Zeit ist eins der Hauptprogagonisten hier. Aber nur ich entscheide, welche Pose ich einnehme und für wie lange. Heute wird die Performance genau 1 Stunde dauern.

Ich habe den Countdown gestartet, aber diesen sehen nur Sie. Im Unterschied zu mir können Sie die Zeit sehen und einschätzen wann die Performance zu Ende sein wird.

Sie können sich frei im Raum bewegen, mit mir kommunizieren, wenn Sie möchten, und jederzeit (und für jede Zeit) die gleiche Pose einnehmen, wie ich. Sie können Zeugen oder Teilnehmende meiner Performance werden.

Ich möchte Ihnen ein Video von 12. August zeigen.

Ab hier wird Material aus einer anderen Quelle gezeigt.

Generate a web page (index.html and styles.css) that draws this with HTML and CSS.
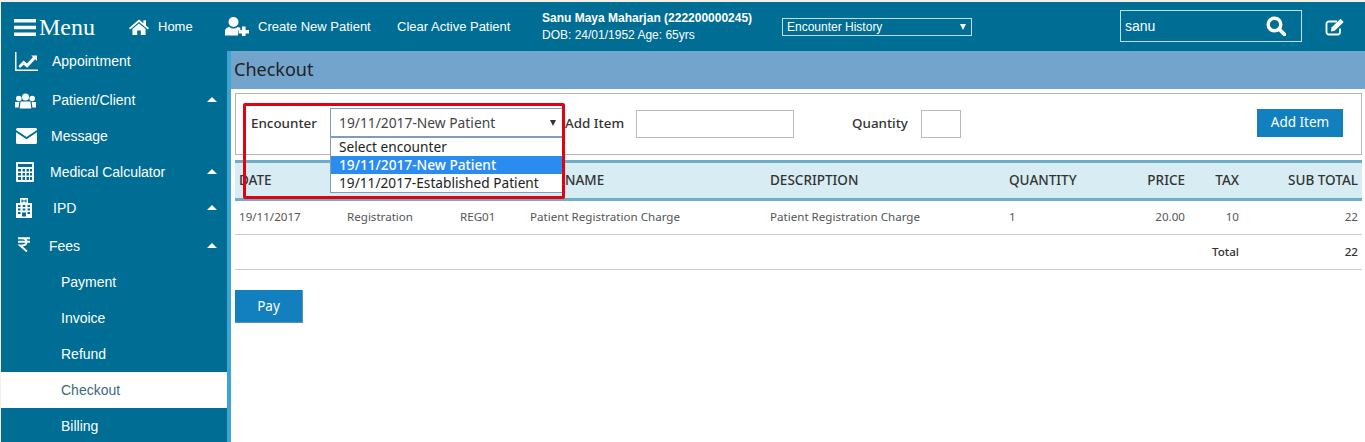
FILE: index.html
```html
<!DOCTYPE html>
<html lang="en">
<head>
<meta charset="utf-8">
<title>Checkout</title>
<link rel="stylesheet" href="styles.css">
</head>
<body>
<header class="topbar">
  <div class="brand">
    <svg class="burger" viewBox="0 0 22 17"><path d="M0 0h22v3.4H0zM0 6.8h22v3.4H0zM0 13.6h22V17H0z"/></svg>
    <span class="brand-text">Menu</span>
  </div>
  <a class="nav nav-home">
    <svg class="ico-home" viewBox="0 0 20 16"><path d="M10 0.5 0 9l1.2 1.4L10 3l8.8 7.4L20 9l-3-2.6V1.2h-2.6v3L10 .5zM10 4.4 3.4 10v6h4.8v-4.4h3.6V16h4.8v-6L10 4.4z"/></svg>
    <span>Home</span>
  </a>
  <a class="nav nav-create">
    <svg class="ico-adduser" viewBox="0 0 24 19"><circle cx="8.5" cy="5" r="5"/><path d="M0 18.5v-4c0-3 2.500-4.500 4.500-4.500 1 1 2.500 1.600 4 1.600s3-.6 4-1.600c1 0 2 .4 2.800 1v2.500h-2.300v5H0z"/><path d="M17 9.500h3.600V13H24v3.600h-3.400V20H17v-3.400h-3.400V13H17z"/></svg>
    <span>Create New Patient</span>
  </a>
  <a class="nav nav-clear">Clear Active Patient</a>
  <div class="patient">
    <div class="patient-name">Sanu Maya Maharjan (222200000245)</div>
    <div class="patient-dob">DOB: 24/01/1952 Age: 65yrs</div>
  </div>
  <div class="history"><span>Encounter History</span><i class="tri-down"></i></div>
  <div class="search">
    <span>sanu</span>
    <svg class="ico-search" viewBox="0 0 20 20"><circle cx="8.500" cy="8.500" r="6.300" fill="none" stroke="#fff" stroke-width="3.400"/><path d="M13 13l5.500 5.500" stroke="#fff" stroke-width="3.800" stroke-linecap="round"/></svg>
  </div>
  <svg class="ico-edit" viewBox="0 0 20 18"><path d="M15 10.500V14a2.500 2.500 0 0 1-2.500 2.500H4A2.500 2.500 0 0 1 1.500 14V6A2.500 2.500 0 0 1 4 3.500h8" fill="none" stroke="#fff" stroke-width="1.800"/><path d="M6.500 9.500 15.500 .8l3.200 3.200-9 8.800-3.700.6z" fill="#fff"/></svg>
</header>

<div class="layout">
  <nav class="sidebar">
    <a class="side side-first">
      <svg class="side-ico ico-chart" viewBox="0 0 23 19"><path d="M0 0h1.500v17.500H23V19H0z"/><path d="M3.500 14l5-5.500 3.500 3 6-6.500-2-1.500h6v5.500l-1.800-1.800-8 8.500-3.500-3-3.700 3.300z"/></svg>
      <span>Appointment</span>
    </a>
    <a class="side side-patient">
      <svg class="side-ico ico-group" viewBox="0 0 21 16"><circle cx="10.500" cy="4" r="3.500"/><circle cx="3.800" cy="5.500" r="2.800"/><circle cx="17.200" cy="5.500" r="2.800"/><path d="M5.500 8.500h10l.8 7H4.700zM0 9h4.300l-.7 5.500H0zM16.700 9H21v5.500h-3.600z"/></svg>
      <span>Patient/Client</span><i class="tri-up"></i>
    </a>
    <a class="side">
      <svg class="side-ico ico-mail" viewBox="0 0 21 16"><path d="M1.500 0h18A1.500 1.500 0 0 1 21 1.500V2l-10.500 7L0 2v-.5A1.500 1.500 0 0 1 1.500 0zM0 4.200l10.500 7 10.500-7v10.300a1.500 1.500 0 0 1-1.500 1.500h-18A1.500 1.500 0 0 1 0 14.500z"/></svg>
      <span>Message</span>
    </a>
    <a class="side">
      <svg class="side-ico ico-calc" viewBox="0 0 18 20"><path fill-rule="evenodd" d="M1 0h16a1 1 0 0 1 1 1v18a1 1 0 0 1-1 1H1a1 1 0 0 1-1-1V1a1 1 0 0 1 1-1zM2 2v3h14V2zM2 7v2.500h3V7zm4.500 0v2.500h2.500V7zM10.500 7v2.500H13V7zM14 7v2.500h2V7zM2 11v2.500h3V11zm4.500 0v2.500h2.500V11zM10.500 11v2.500H13V11zM14 11v2.500h2V11zM2 15v3h3v-3zm4.500 0v3h2.500v-3zM10.500 15v3H13v-3zM14 15v3h2v-3z"/></svg>
      <span>Medical Calculator</span><i class="tri-up"></i>
    </a>
    <a class="side side-ipd">
      <svg class="side-ico ico-hosp" viewBox="0 0 16 20"><path fill-rule="evenodd" d="M4 0h8v5h4v15H0V5h4zM5.500 1.500v3h1.200V3.500h2.600v1h1.200v-3H9.300v1H6.700v-1zM2 7v2h2.500V7zm4.700 0v2h2.600V7zm4.800 0v2H14V7zM2 10.500v2h2.500v-2zm4.700 0v2h2.600v-2zm4.800 0v2H14v-2zM2 14v2h2.500v-2zm9.500 0v2H14v-2zM6 14.500V18.500h4v-4z"/></svg>
      <span>IPD</span><i class="tri-up"></i>
    </a>
    <a class="side side-fees">
      <svg class="side-ico ico-inr" viewBox="0 0 14 15"><path d="M1 1.300h12M1 4.800h12M3 1.300h2.500c2.600 0 4 1.500 4 3.500S8 8.500 5.500 8.500H3l7 6" fill="none" stroke="#fff" stroke-width="1.900"/></svg>
      <span>Fees</span><i class="tri-up"></i>
    </a>
    <a class="side sub">Payment</a>
    <a class="side sub">Invoice</a>
    <a class="side sub">Refund</a>
    <a class="side sub active">Checkout</a>
    <a class="side sub">Billing</a>
  </nav>
  <div class="rail"></div>

  <main class="main">
    <h1 class="title">Checkout</h1>
    <section class="panel">
      <label class="lbl lbl-enc">Encounter</label>
      <div class="select">
        <span>19/11/2017-New Patient</span><i class="tri-down dark"></i>
        <ul class="options">
          <li>Select encounter</li>
          <li class="sel">19/11/2017-New Patient</li>
          <li>19/11/2017-Established Patient</li>
        </ul>
      </div>
      <label class="lbl lbl-item">Add Item</label>
      <div class="input input-item"></div>
      <label class="lbl lbl-qty">Quantity</label>
      <div class="input input-qty"></div>
      <button class="btn btn-add">Add Item</button>
    </section>

    <table class="grid">
      <colgroup>
        <col class="c1"><col class="c2"><col class="c3"><col class="c4"><col class="c5"><col class="c6"><col class="c7"><col class="c8"><col class="c9">
      </colgroup>
      <thead>
        <tr><th>DATE</th><th></th><th></th><th class="nm">NAME</th><th>DESCRIPTION</th><th>QUANTITY</th><th class="r">PRICE</th><th class="r">TAX</th><th class="r">SUB TOTAL</th></tr>
      </thead>
      <tbody>
        <tr><td>19/11/2017</td><td>Registration</td><td>REG01</td><td>Patient Registration Charge</td><td>Patient Registration Charge</td><td>1</td><td class="r">20.00</td><td class="r">10</td><td class="r">22</td></tr>
        <tr class="total"><td colspan="7"></td><td class="r">Total</td><td class="r">22</td></tr>
      </tbody>
    </table>

    <button class="btn btn-pay">Pay</button>
    <div class="redbox"></div>
  </main>
</div>
</body>
</html>
```
FILE: styles.css
```css
* { box-sizing: border-box; }
html, body { margin: 0; height: 442px; overflow: hidden; }
body { background: #f4f0e6; padding: 2px 0 0 1px; font-family: "Liberation Sans", Arial, sans-serif; color: #fff; }
i { font-style: normal; }
a { display: flex; align-items: center; color: inherit; }

.topbar { display: flex; align-items: center; height: 49px; background: #006d94; font-size: 13px; }
.brand { display: flex; align-items: center; width: 128px; padding-left: 13px; }
.burger { width: 22px; height: 17px; fill: #fff; margin-top: 2px; }
.brand-text { font: 24px "Liberation Serif", serif; margin-left: 3px; margin-top: 2px; }
.nav { gap: 9px; white-space: nowrap; }
.nav-home { width: 96px; }
.ico-home { width: 20px; height: 16px; fill: #fff; }
.nav-create { width: 172px; gap: 9px; }
.ico-adduser { width: 24px; height: 19px; fill: #fff; }
.nav-clear { width: 145px; }
.patient { width: 240px; font-size: 12px; line-height: 17px; }
.patient-name { font-weight: bold; }
.history { display: flex; align-items: center; justify-content: space-between; width: 190px; height: 18px; border: 1px solid #bfe0ea; padding: 0 5px 0 4px; font-size: 12px; }
.tri-down { width: 0; height: 0; border-left: 3.500px solid transparent; border-right: 3.500px solid transparent; border-top: 6px solid #fff; }
.tri-down.dark { border-top-color: #333; }
.search { display: flex; align-items: center; justify-content: space-between; width: 182px; height: 32px; margin: 0 0 1px 148px; border: 1px solid #bfe0ea; padding: 0 15px 0 4px; font-size: 14px; }
.ico-search { width: 20px; height: 20px; }
.ico-edit { width: 20px; height: 18px; margin-left: 23px; }

.layout { display: flex; height: 391px; }
.sidebar { flex: 0 0 226px; background: #006d94; display: flex; flex-direction: column; font-size: 14px; overflow: hidden; }
.side { position: relative; flex: 0 0 36px; padding-left: 14px; }
.side-first { flex-basis: 20px; margin-bottom: 11px; }
.side-ico { fill: #fff; flex: none; }
.ico-chart { width: 23px; height: 19px; margin: 0 14px 0 0; }
.ico-group { width: 21px; height: 16px; margin: 2px 16px 0 0; }
.ico-mail { width: 21px; height: 16px; margin: 0 14px 0 1px; }
.ico-calc { width: 18px; height: 20px; margin: 0 16px 0 1px; }
.ico-hosp { width: 16px; height: 20px; margin: 0 21px 0 1px; }
.ico-inr { width: 14px; height: 15px; margin: -4px 18px 0 2px; }
.side-fees { margin-top: 2px; }
.tri-up { position: absolute; right: 10px; top: 15px; width: 0; height: 0; border-left: 5.500px solid transparent; border-right: 5.500px solid transparent; border-bottom: 5px solid #fff; }
.side.sub { padding-left: 60px; }
.side.active { background: #fff; color: #3a6a80; }
.rail { flex: 0 0 4px; background: #3fa4d2; }

.main { position: relative; flex: 1; background: #fff; color: #333; font-family: "Noto Sans", sans-serif; min-width: 0; }
.title { margin: 0; height: 38px; background: #73a4cc; padding-left: 3px; font-size: 18px; font-weight: 400; line-height: 36px; color: #222; }
.panel { display: flex; align-items: center; height: 62px; margin: 4px 3px 0 4px; border: 1px solid #b5b5b5; font-size: 14px; }
.lbl { font-weight: 500; color: #333; white-space: nowrap; font-size: 13.400px; margin-bottom: 2px; }
.lbl-enc { margin-left: 15px; width: 79px; }
.select { position: relative; display: flex; align-items: center; justify-content: space-between; width: 234px; height: 29px; margin-bottom: 3px; border: 1px solid #7f9db9; padding: 0 7px 0 8px; font-size: 13.800px; color: #444; }
.options { position: absolute; left: -1px; top: 28px; width: 234px; margin: 0; padding: 0; list-style: none; background: #fff; border: 1px solid #7f9db9; font-size: 13.700px; line-height: 18px; color: #222; }
.options li { padding-left: 8px; white-space: nowrap; }
.options .sel { background: #2a8cef; color: #fff; font-weight: 500; }
.lbl-item { margin-left: 1px; width: 71px; }
.input { height: 28px; border: 1px solid #bbb; }
.input-item { width: 158px; }
.lbl-qty { margin-left: 58px; width: 69px; }
.input-qty { width: 40px; }
.btn { border: 0; background: #127fbe; color: #fff; font-family: "Noto Sans", sans-serif; font-size: 13.500px; padding: 0 0 2px; }
.btn-add { width: 86px; height: 28px; margin-left: auto; margin-right: 18px; margin-bottom: 2px; }

.grid { width: 1127px; margin: 5px 0 0 4px; border-collapse: collapse; table-layout: fixed; font-size: 11.600px; color: #555; }
.c1 { width: 108px; } .c2 { width: 113px; } .c3 { width: 70px; } .c4 { width: 240px; } .c5 { width: 239px; } .c6 { width: 115px; } .c7 { width: 69px; } .c8 { width: 54px; } .c9 { width: 119px; }
th, td { padding: 0 4px; text-align: left; white-space: nowrap; overflow: hidden; }
th { height: 38px; padding-bottom: 2px; background: #d8ecf3; border-top: 3px solid #6faec8; border-bottom: 3px solid #6faec8; font-size: 13.500px; font-weight: 500; color: #333; }
th.nm { padding-left: 39px; }
td { height: 35px; padding-bottom: 2px; border-bottom: 1px solid #ccc; }
.r { text-align: right; }
.total td { font-weight: 500; color: #333; }
.btn-pay { display: block; width: 68px; height: 33px; margin: 20px 0 0 4px; padding-bottom: 0; border-bottom: 1px solid #5f93b3; border-right: 1px solid #5f93b3; }
.redbox { position: absolute; left: 12px; top: 52px; width: 322px; height: 96px; border: 3px solid #e3000f; border-radius: 2px; pointer-events: none; }
```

Auf diesen Aufnahmen sind Ereignisse festgehalten, die sich in der Verwaltung für innere Angelegenheiten in Frunzenskij region der Stadt Minsk abgespielt haben.

Nach den Zeugenaussagen, hat der Zeuge in dieser Pose 4 Stunden verbracht.

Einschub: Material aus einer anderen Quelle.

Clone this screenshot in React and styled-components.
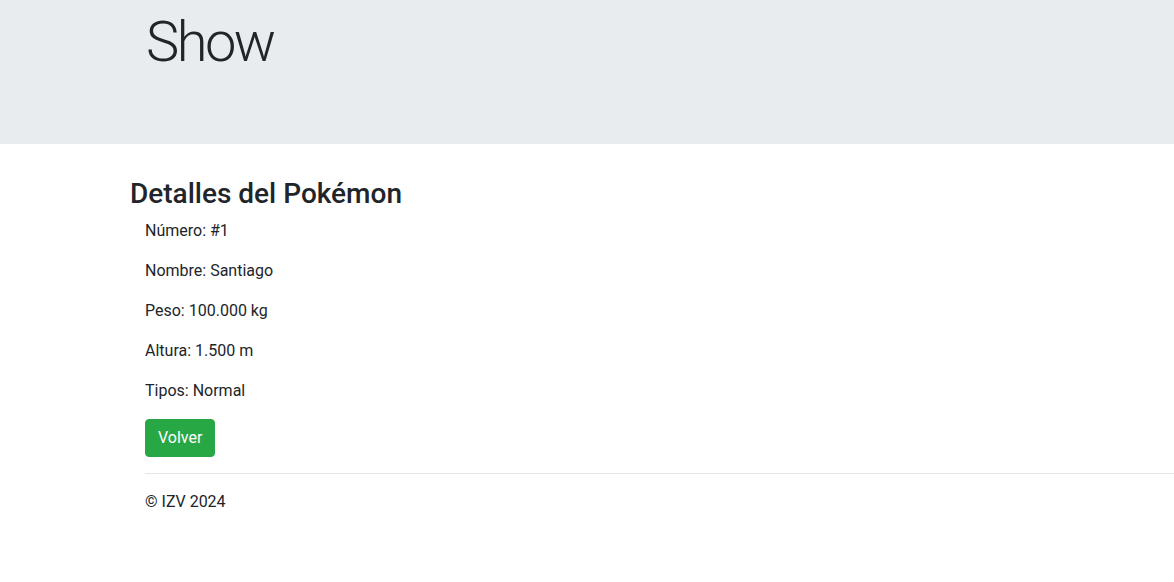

Ich sehe das als eine Geste der Verbundenheit mit allen, die von der Gewalt des Regimes betroffen sind. Ich und das gesamte Projektteam haben diese Performance ins Leben gerufen um die Gewaltopfer finanziell zu unterstützen - wir haben ein Konto bei der Stiftung HUMANOSH eröffnet. Das ist eine Stiftung, die Menschen in Belarus hilft, die zu Opfern der Repressionen wurden. Sie können den QR-Code auf der Homepage für ihre Spende verwenden, wenn Sie möchten.

Gewalt und Folter in Belarus hören bis heute nicht auf: in Gefängnissen, in Untersuchungsausschüssen,  auf den Straßen.